(Dataset records)
## BEGIN

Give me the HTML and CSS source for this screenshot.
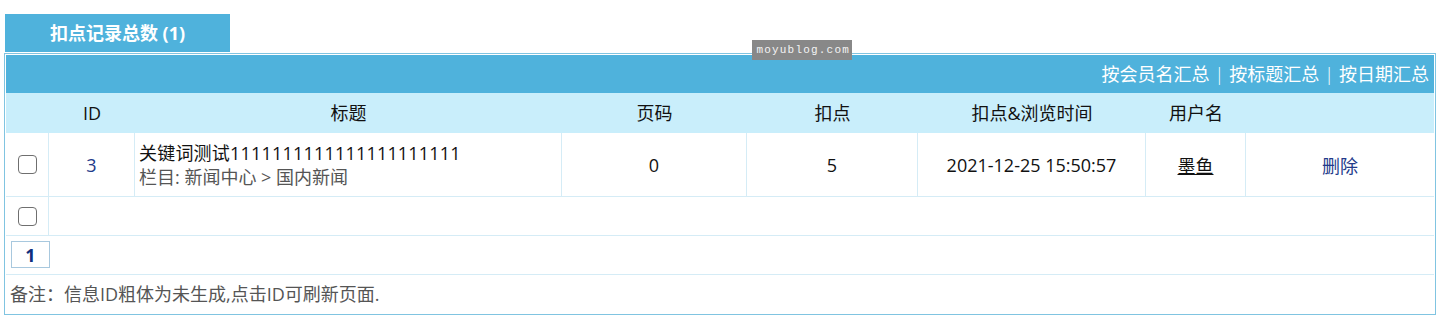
FILE: index.html
```html
<!DOCTYPE html>
<html lang="zh-CN">
<head>
<meta charset="utf-8">
<title>扣点记录</title>
<link rel="stylesheet" href="styles.css">
</head>
<body>
<div class="page">
  <div class="tab">扣点记录总数 (1)</div>
  <div class="panel">
    <div class="grid">
      <div class="bar">
        <a class="sum">按会员名汇总</a><span class="sep">|</span><a class="sum">按标题汇总</a><span class="sep">|</span><a class="sum">按日期汇总</a>
      </div>

      <div class="th"></div>
      <div class="th">ID</div>
      <div class="th">标题</div>
      <div class="th">页码</div>
      <div class="th">扣点</div>
      <div class="th">扣点&amp;浏览时间</div>
      <div class="th">用户名</div>
      <div class="th"></div>

      <div class="td cb"><input type="checkbox" class="check"></div>
      <div class="td"><a class="link">3</a></div>
      <div class="td title">
        <span class="t1">关键词测试1111111111111111111111</span>
        <span class="t2">栏目: 新闻中心 &gt; 国内新闻</span>
      </div>
      <div class="td">0</div>
      <div class="td">5</div>
      <div class="td">2021-12-25 15:50:57</div>
      <div class="td"><span class="user">墨鱼</span></div>
      <div class="td last"><a class="link">删除</a></div>

      <div class="td cb short"><input type="checkbox" class="check"></div>
      <div class="td rest short"></div>

      <div class="pager"><span class="pg">1</span></div>

      <div class="note">备注：信息ID粗体为未生成,点击ID可刷新页面.</div>
    </div>
  </div>
  <div class="watermark">moyublog.com</div>
</div>
</body>
</html>
```

FILE: styles.css
```css
html, body {
  margin: 0;
  padding: 0;
  background: #ffffff;
}

body {
  font-family: "Open Sans", "Noto Sans CJK SC", sans-serif;
  font-size: 18px;
  color: #111;
}

.page {
  padding: 14px 8px 0 4px;
}

.tab {
  margin-left: 1px;
  width: 225px;
  height: 38px;
  line-height: 38px;
  background: #4fb2dc;
  color: #ffffff;
  font-weight: bold;
  font-size: 18px;
  text-align: center;
  margin-bottom: 1px;
}

.panel {
  border: 1px solid #80c4e1;
  padding: 1px;
}

.grid {
  display: grid;
  grid-template-columns: 43px 86px 427px 185px 171px 228px 100px 188px;
}

.bar {
  grid-column: 1 / -1;
  height: 38px;
  line-height: 38px;
  background: #4fb2dc;
  color: #ffffff;
  text-align: right;
  padding-right: 5px;
  display: flex;
  justify-content: flex-end;
}

.sep {
  margin: 0 5px;
  font-weight: 300;
}

.th {
  height: 40px;
  line-height: 40px;
  background: #c9eefb;
  text-align: center;
  color: #111;
}

.td {
  box-sizing: border-box;
  height: 64px;
  border-right: 1px solid #d5ecf6;
  border-bottom: 1px solid #d5ecf6;
  display: flex;
  align-items: center;
  justify-content: center;
  color: #111;
}

.td.last {
  border-right: none;
}

.td.short {
  height: 39px;
}

.td.rest {
  grid-column: 2 / -1;
  border-right: none;
}

.td.title {
  flex-direction: column;
  align-items: flex-start;
  justify-content: center;
  padding-left: 4px;
  line-height: 24px;
}

.t1 {
  letter-spacing: 0.2px;
}

.t2 {
  color: #555;
}

.link {
  color: #233a8a;
}

.user {
  text-decoration: underline;
  text-decoration-thickness: 1px;
  text-underline-offset: 1px;
}

.check {
  appearance: none;
  -webkit-appearance: none;
  box-sizing: border-box;
  width: 19px;
  height: 19px;
  margin: 0;
  border: 1px solid #6f6f6f;
  border-radius: 4px;
  background: #ffffff;
}

.pager {
  grid-column: 1 / -1;
  box-sizing: border-box;
  height: 39px;
  border-bottom: 1px solid #d5ecf6;
  padding: 5px 0 0 5px;
}

.pg {
  box-sizing: border-box;
  display: flex;
  align-items: center;
  justify-content: center;
  width: 39px;
  height: 27px;
  border: 1px solid #a8c8de;
  color: #0f2f7e;
  font-weight: bold;
  font-size: 18px;
}

.note {
  grid-column: 1 / -1;
  height: 38px;
  line-height: 38px;
  padding-left: 4px;
  color: #555;
}

.watermark {
  position: absolute;
  left: 752px;
  top: 40px;
  width: 100px;
  height: 20px;
  line-height: 20px;
  background: #888888;
  color: #f4f4f4;
  font-family: "Liberation Mono", monospace;
  font-size: 11px;
  letter-spacing: 1.2px;
  text-align: right;
  padding-right: 2px;
  box-sizing: border-box;
}
```
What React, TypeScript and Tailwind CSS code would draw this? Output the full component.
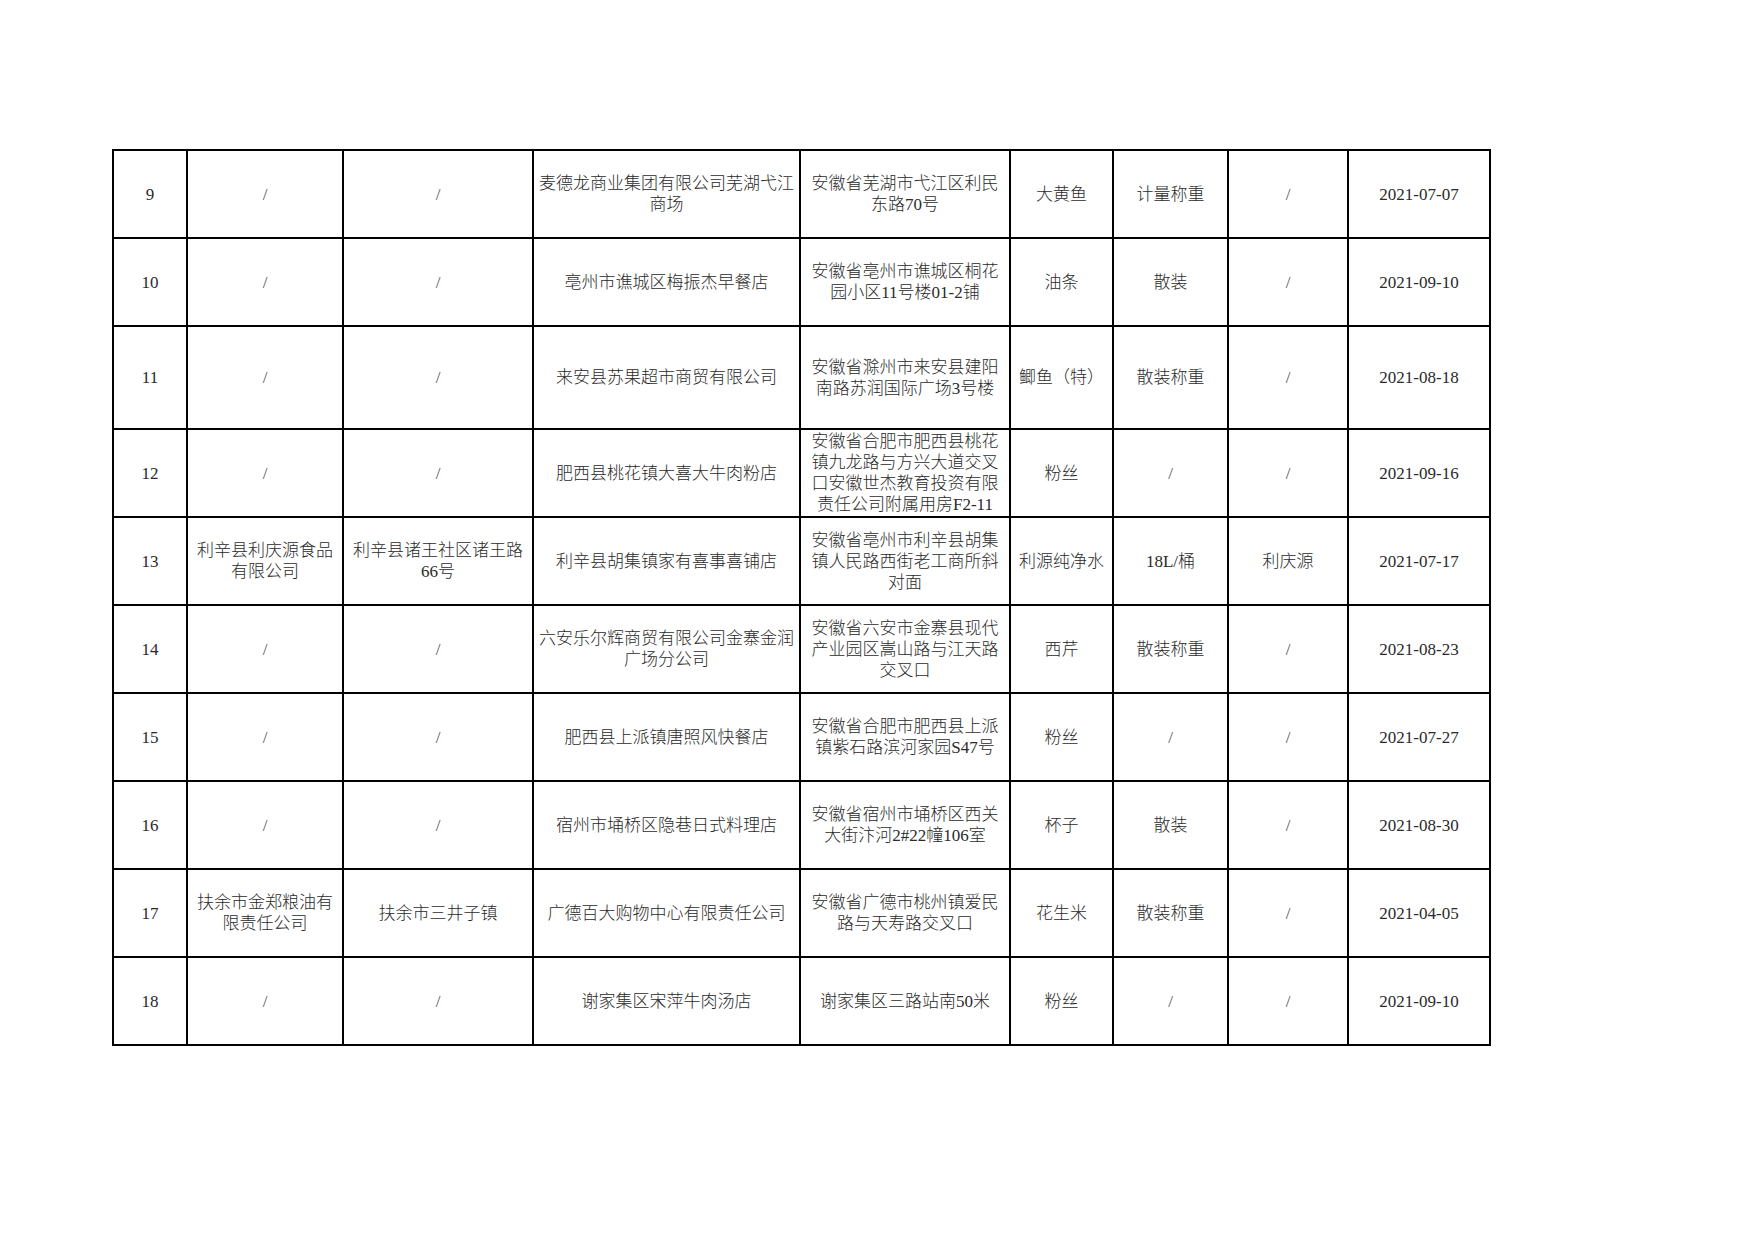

## END

What needs to be done: Restate each line of the records exactly; pictures do not belong in the copy.

Task result:
Give me the HTML and CSS source for this screenshot.
FILE: index.html
```html
<!DOCTYPE html>
<html lang="zh-CN">
<head>
<meta charset="utf-8">
<title>扣点记录</title>
<link rel="stylesheet" href="styles.css">
</head>
<body>
<div class="page">
  <div class="tab">扣点记录总数 (1)</div>
  <div class="panel">
    <div class="grid">
      <div class="bar">
        <a class="sum">按会员名汇总</a><span class="sep">|</span><a class="sum">按标题汇总</a><span class="sep">|</span><a class="sum">按日期汇总</a>
      </div>

      <div class="th"></div>
      <div class="th">ID</div>
      <div class="th">标题</div>
      <div class="th">页码</div>
      <div class="th">扣点</div>
      <div class="th">扣点&amp;浏览时间</div>
      <div class="th">用户名</div>
      <div class="th"></div>

      <div class="td cb"><input type="checkbox" class="check"></div>
      <div class="td"><a class="link">3</a></div>
      <div class="td title">
        <span class="t1">关键词测试1111111111111111111111</span>
        <span class="t2">栏目: 新闻中心 &gt; 国内新闻</span>
      </div>
      <div class="td">0</div>
      <div class="td">5</div>
      <div class="td">2021-12-25 15:50:57</div>
      <div class="td"><span class="user">墨鱼</span></div>
      <div class="td last"><a class="link">删除</a></div>

      <div class="td cb short"><input type="checkbox" class="check"></div>
      <div class="td rest short"></div>

      <div class="pager"><span class="pg">1</span></div>

      <div class="note">备注：信息ID粗体为未生成,点击ID可刷新页面.</div>
    </div>
  </div>
  <div class="watermark">moyublog.com</div>
</div>
</body>
</html>
```

FILE: styles.css
```css
html, body {
  margin: 0;
  padding: 0;
  background: #ffffff;
}

body {
  font-family: "Open Sans", "Noto Sans CJK SC", sans-serif;
  font-size: 18px;
  color: #111;
}

.page {
  padding: 14px 8px 0 4px;
}

.tab {
  margin-left: 1px;
  width: 225px;
  height: 38px;
  line-height: 38px;
  background: #4fb2dc;
  color: #ffffff;
  font-weight: bold;
  font-size: 18px;
  text-align: center;
  margin-bottom: 1px;
}

.panel {
  border: 1px solid #80c4e1;
  padding: 1px;
}

.grid {
  display: grid;
  grid-template-columns: 43px 86px 427px 185px 171px 228px 100px 188px;
}

.bar {
  grid-column: 1 / -1;
  height: 38px;
  line-height: 38px;
  background: #4fb2dc;
  color: #ffffff;
  text-align: right;
  padding-right: 5px;
  display: flex;
  justify-content: flex-end;
}

.sep {
  margin: 0 5px;
  font-weight: 300;
}

.th {
  height: 40px;
  line-height: 40px;
  background: #c9eefb;
  text-align: center;
  color: #111;
}

.td {
  box-sizing: border-box;
  height: 64px;
  border-right: 1px solid #d5ecf6;
  border-bottom: 1px solid #d5ecf6;
  display: flex;
  align-items: center;
  justify-content: center;
  color: #111;
}

.td.last {
  border-right: none;
}

.td.short {
  height: 39px;
}

.td.rest {
  grid-column: 2 / -1;
  border-right: none;
}

.td.title {
  flex-direction: column;
  align-items: flex-start;
  justify-content: center;
  padding-left: 4px;
  line-height: 24px;
}

.t1 {
  letter-spacing: 0.2px;
}

.t2 {
  color: #555;
}

.link {
  color: #233a8a;
}

.user {
  text-decoration: underline;
  text-decoration-thickness: 1px;
  text-underline-offset: 1px;
}

.check {
  appearance: none;
  -webkit-appearance: none;
  box-sizing: border-box;
  width: 19px;
  height: 19px;
  margin: 0;
  border: 1px solid #6f6f6f;
  border-radius: 4px;
  background: #ffffff;
}

.pager {
  grid-column: 1 / -1;
  box-sizing: border-box;
  height: 39px;
  border-bottom: 1px solid #d5ecf6;
  padding: 5px 0 0 5px;
}

.pg {
  box-sizing: border-box;
  display: flex;
  align-items: center;
  justify-content: center;
  width: 39px;
  height: 27px;
  border: 1px solid #a8c8de;
  color: #0f2f7e;
  font-weight: bold;
  font-size: 18px;
}

.note {
  grid-column: 1 / -1;
  height: 38px;
  line-height: 38px;
  padding-left: 4px;
  color: #555;
}

.watermark {
  position: absolute;
  left: 752px;
  top: 40px;
  width: 100px;
  height: 20px;
  line-height: 20px;
  background: #888888;
  color: #f4f4f4;
  font-family: "Liberation Mono", monospace;
  font-size: 11px;
  letter-spacing: 1.2px;
  text-align: right;
  padding-right: 2px;
  box-sizing: border-box;
}
```
What React, TypeScript and Tailwind CSS code would draw this? Output the full component.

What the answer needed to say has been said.